## What you need to do
Find every line with the word "React". Copy those lines.

==== Information supplied ====

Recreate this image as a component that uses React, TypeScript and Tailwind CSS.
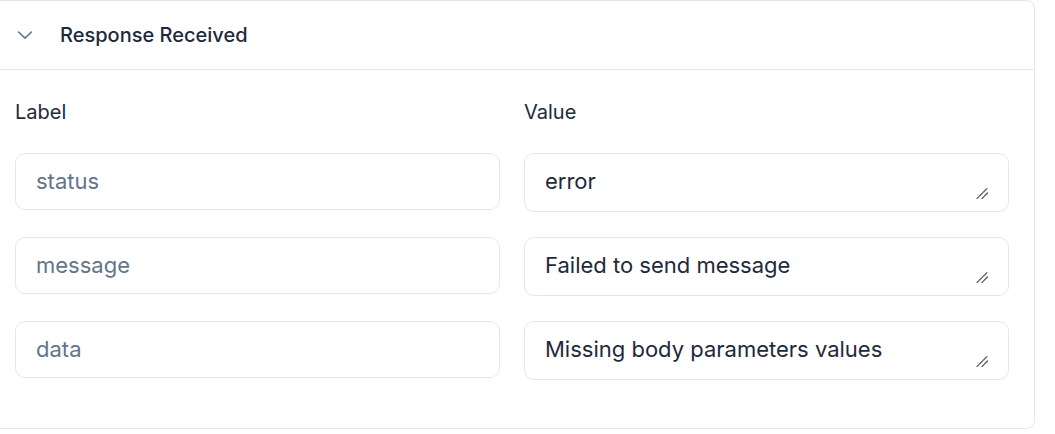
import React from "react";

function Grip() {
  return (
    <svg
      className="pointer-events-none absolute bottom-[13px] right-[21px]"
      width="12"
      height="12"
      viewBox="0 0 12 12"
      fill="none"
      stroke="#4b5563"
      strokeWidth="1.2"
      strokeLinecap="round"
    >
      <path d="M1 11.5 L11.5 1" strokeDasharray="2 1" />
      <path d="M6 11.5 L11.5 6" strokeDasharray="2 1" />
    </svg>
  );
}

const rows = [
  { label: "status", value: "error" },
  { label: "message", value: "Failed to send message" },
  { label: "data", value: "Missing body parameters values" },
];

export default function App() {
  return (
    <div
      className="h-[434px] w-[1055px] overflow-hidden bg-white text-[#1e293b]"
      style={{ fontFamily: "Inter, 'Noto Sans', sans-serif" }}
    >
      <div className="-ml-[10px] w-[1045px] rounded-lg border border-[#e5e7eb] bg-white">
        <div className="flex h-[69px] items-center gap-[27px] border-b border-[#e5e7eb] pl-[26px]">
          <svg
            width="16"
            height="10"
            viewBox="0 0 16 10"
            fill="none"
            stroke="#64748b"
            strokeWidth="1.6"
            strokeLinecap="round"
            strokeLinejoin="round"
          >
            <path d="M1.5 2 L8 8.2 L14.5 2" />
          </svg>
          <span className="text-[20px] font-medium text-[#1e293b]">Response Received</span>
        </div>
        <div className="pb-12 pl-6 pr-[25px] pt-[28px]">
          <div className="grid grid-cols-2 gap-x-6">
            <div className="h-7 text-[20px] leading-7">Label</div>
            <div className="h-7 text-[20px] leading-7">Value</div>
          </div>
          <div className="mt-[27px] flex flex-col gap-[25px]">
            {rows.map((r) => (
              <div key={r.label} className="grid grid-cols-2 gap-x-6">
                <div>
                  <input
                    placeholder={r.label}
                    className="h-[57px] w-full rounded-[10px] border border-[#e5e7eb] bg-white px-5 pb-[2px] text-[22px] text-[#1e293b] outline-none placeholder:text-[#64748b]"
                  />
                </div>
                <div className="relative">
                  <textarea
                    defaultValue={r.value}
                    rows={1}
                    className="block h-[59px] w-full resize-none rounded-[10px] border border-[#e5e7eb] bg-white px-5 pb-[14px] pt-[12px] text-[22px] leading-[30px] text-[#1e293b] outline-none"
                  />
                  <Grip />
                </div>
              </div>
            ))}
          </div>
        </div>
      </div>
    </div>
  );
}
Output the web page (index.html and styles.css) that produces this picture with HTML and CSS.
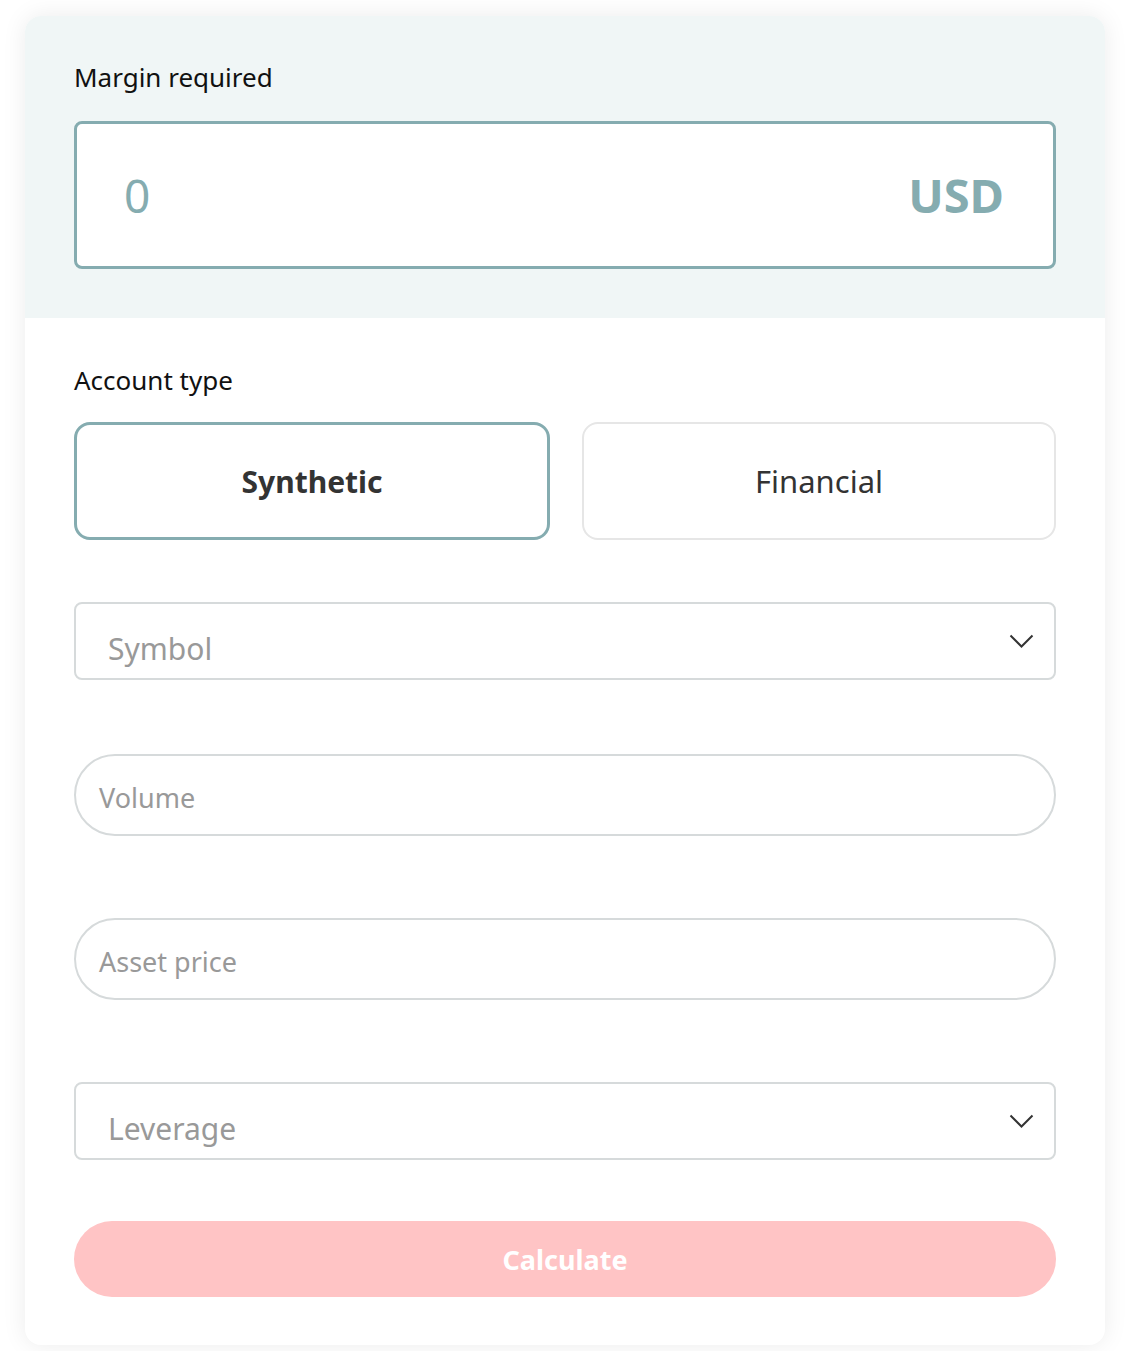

====

## Completed task
Recreate this image as a component that uses React, TypeScript and Tailwind CSS.
import React from "react";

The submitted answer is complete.